- August 29, 2011
- Posted by: Jonny Bowden
- Category: Nutrition
Onions (excerpt from the best-selling book, “The 150 Healthiest Foods on Earth“)
There’s no two ways about it: onions are a cancer-fighting food.
In a number of impressive published studies, the consumption of onions (and other members of the allium vegetable family) demonstrated protective effects against stomach cancer. And in one study published in the journal of the National Cancer Institute, eating onions (as well as other members of its family like garlic, scallions, chives and leeks) significantly lowered the risk for prostate cancer.
Onions (and its close relatives) have also been shown to have the same effect against esophageal cancer. In Vidalia, Georgia, where the Vidalia onion comes from and where onions are consumed in large quantities, the death rate from stomach cancer is 50% lower than the national mortality rate from stomach cancer. One theory is that onions contain diallyl sulfide which has the effect of increasing the body’s production of an important cancer fighting enzyme, glutathione-S-transferase.
At least two important studies show that onions help build strong bones. In one, published in the prestigious journal Nature, male rats fed a small amount of dried onion daily had a 17% increase in calcium; female rats that had had their ovaries removed (which would rapidly induce bone loss and osteoporosis) had stronger bones when fed onions.
And in another study, published in the Journal of Agriculture and Food Chemistry, a compound in onions inhibited the activity of the cells (osteoclasts) that break down bones. The popular drug Fosamax works in a similar way, but onions have no side effects unless you count the need to chew gum before making out.
Onions belong to the allium family, which also includes leeks, garlic and shallots. They contain a whole pharmacy of compounds with health benefits, including thiosulfinates, sulfides, sulfoxides and other smelly sulfur compounds.

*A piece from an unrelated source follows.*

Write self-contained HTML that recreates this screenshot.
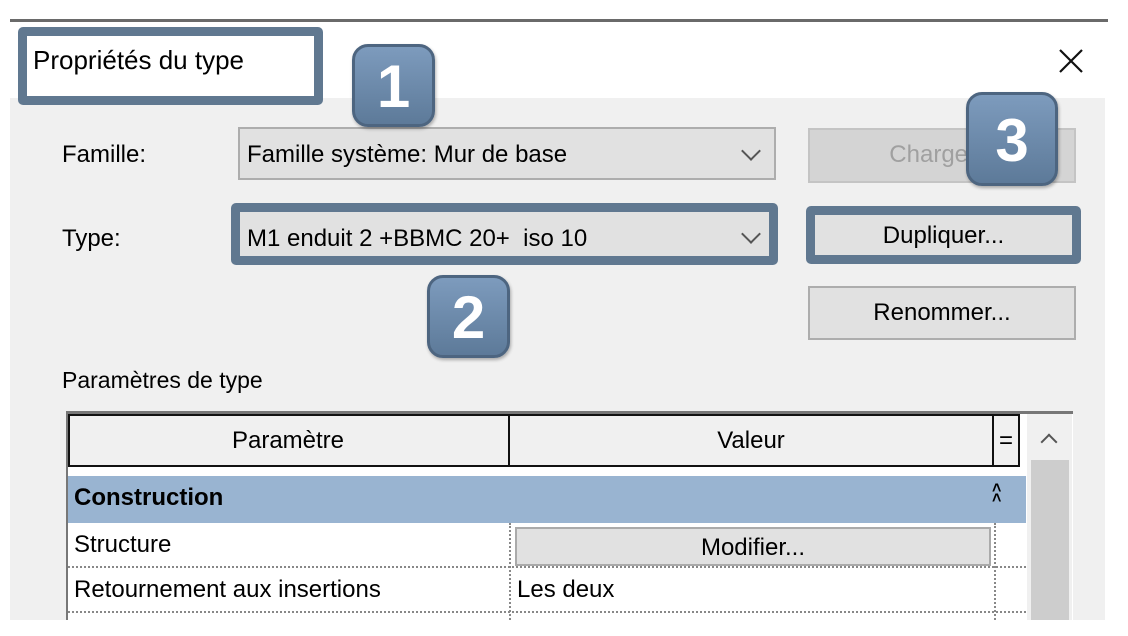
<!DOCTYPE html>
<html><head><meta charset="utf-8"><style>
body{margin:0;width:1128px;height:636px;background:#fff;position:relative;overflow:hidden;font-family:"Liberation Sans",sans-serif;color:#000}
.a{position:absolute;box-sizing:border-box}
.t{font-size:24px;white-space:nowrap}
.combo{background:#e1e1e1;border:2px solid #adadad}
.btn{background:#e1e1e1;border:2px solid #adadad;text-align:center;line-height:50px}
.hl{border:9px solid #607890;border-radius:5px}
.badge{background:linear-gradient(#7d9bbd,#5d7a99);border:3px solid #4d6580;border-radius:16px;color:#fff;font-weight:bold;font-size:60px;text-align:center;box-shadow:1px 2px 3px rgba(0,0,0,.3)}
.chev{position:absolute;width:12px;height:12px;border-right:2px solid #555;border-bottom:2px solid #555;transform:rotate(45deg)}
.dot{border-bottom:2px dotted #888}
</style></head><body>
<div class="a" style="left:10px;top:19px;width:1098px;height:3px;background:#6a6a6a"></div>
<div class="a" style="left:10px;top:98px;width:1095px;height:522px;background:#f0f0f0"></div>
<div class="a hl" style="left:18px;top:27px;width:305px;height:78px;background:#fff"></div>
<div class="a t" style="left:33px;top:45px;font-size:26px">Propriétés du type</div>
<svg class="a" style="left:1058px;top:48px" width="26" height="26"><path d="M2 2L24 24M24 2L2 24" stroke="#111" stroke-width="2.2"/></svg>

<div class="a t" style="left:62px;top:141px">Famille:</div>
<div class="a combo" style="left:238px;top:127px;width:538px;height:53px"></div>
<div class="a t" style="left:247px;top:141px">Famille système: Mur de base</div>
<div class="chev" style="left:744px;top:144px"></div>

<div class="a t" style="left:62px;top:225px">Type:</div>
<div class="a hl" style="left:231px;top:203px;width:547px;height:62px;background:#e1e1e1"></div>
<div class="a t" style="left:247px;top:225px">M1 enduit 2 +BBMC 20+&nbsp; iso 10</div>
<div class="chev" style="left:744px;top:227px"></div>

<div class="a btn t" style="left:808px;top:128px;width:268px;height:55px;color:#a0a0a0;background:#d4d4d4;border-color:#c4c4c4">Charger...</div>
<div class="a hl" style="left:806px;top:206px;width:275px;height:58px;background:#e1e1e1"></div>
<div class="a t" style="left:806px;top:222px;width:275px;text-align:center">Dupliquer...</div>
<div class="a btn t" style="left:808px;top:286px;width:268px;height:54px">Renommer...</div>

<div class="a t" style="left:62px;top:367px;font-size:23px">Paramètres de type</div>

<div class="a" style="left:0;top:0;width:1128px;height:620px;overflow:hidden">
<div class="a" style="left:66px;top:411px;width:1007px;height:220px;background:#fff;border-top:3px solid #777;border-left:2px solid #777"></div>
<div class="a" style="left:68px;top:414px;width:952px;height:53px;background:#f0f0f0;border:2px solid #111"></div>
<div class="a" style="left:508px;top:414px;width:2px;height:53px;background:#111"></div>
<div class="a" style="left:992px;top:414px;width:2px;height:53px;background:#111"></div>
<div class="a t" style="left:68px;top:427px;width:440px;text-align:center">Paramètre</div>
<div class="a t" style="left:510px;top:427px;width:482px;text-align:center">Valeur</div>
<div class="a t" style="left:999px;top:427px">=</div>
<div class="a" style="left:1027px;top:414px;width:45px;height:220px;background:#f0f0f0"></div>
<div class="a" style="left:1031px;top:460px;width:38px;height:176px;background:#cdcdcd"></div>
<div class="chev" style="left:1043px;top:436px;transform:rotate(225deg);width:10px;height:10px"></div>

<div class="a" style="left:68px;top:476px;width:958px;height:47px;background:#99b4d1"></div>
<div class="a t" style="left:74px;top:484px;font-weight:bold">Construction</div>
<div class="a" style="left:992px;top:484px;font-size:16px;font-weight:bold;line-height:10px">˄<br>˄</div>

<div class="a dot" style="left:68px;top:523px;width:958px;height:45px"></div>
<div class="a dot" style="left:68px;top:568px;width:958px;height:45px"></div>
<div class="a" style="left:509px;top:523px;height:113px;border-left:2px dotted #888"></div>
<div class="a" style="left:994px;top:523px;height:113px;border-left:2px dotted #888"></div>
<div class="a t" style="left:74px;top:531px">Structure</div>
<div class="a btn t" style="left:515px;top:527px;width:476px;height:39px;line-height:38px;border-color:#aaa">Modifier...</div>
<div class="a t" style="left:74px;top:576px">Retournement aux insertions</div>
<div class="a t" style="left:517px;top:576px">Les deux</div>
</div>

<div class="a badge" style="left:352px;top:44px;width:83px;height:83px;line-height:80px">1</div>
<div class="a badge" style="left:427px;top:275px;width:83px;height:83px;line-height:80px">2</div>
<div class="a badge" style="left:966px;top:92px;width:92px;height:94px;line-height:92px">3</div>
</body></html>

But those same smelly compounds offer a lot of nutrition bang for the relatively small price of a little eye-watering. In a study in the European Journal of Clinical Nutrition, onions are one of a very select group of foods the combination of which was found to reduce mortality from coronary heart disease by an impressive 20% (the others included broccoli, tea and apples).
Onions contain powerful antioxidants and are anti-inflammatory, antibiotic and antiviral. They are a great source of quercetin, one of my favorite anti-inflammatory compounds, and one which itself is associated with beneficial effects on chronic diseases like cancer and heart disease.
The class of chemicals that quercetin belongs to- flavanoids– have anti-allergic properties as well, and quercetin in particular is frequently used by nutritionists as part of their arsenal for treating allergies with natural substances. Quercetin can help relieve asthma and hay fever by blocking some of the inflammatory responses in the airways.
Our bodies absorb quercetin from onions very easily, though you’ll probably need quercitin supplements if your main interest is using it therapeutically as an anti-inflammatory. Onions also contain a number of sulfides very similar to those in garlic, which may lower blood lipids and blood pressure.
The type of onion affects the content of the health promoting chemicals, and the stronger tasting ones probably have superior properties.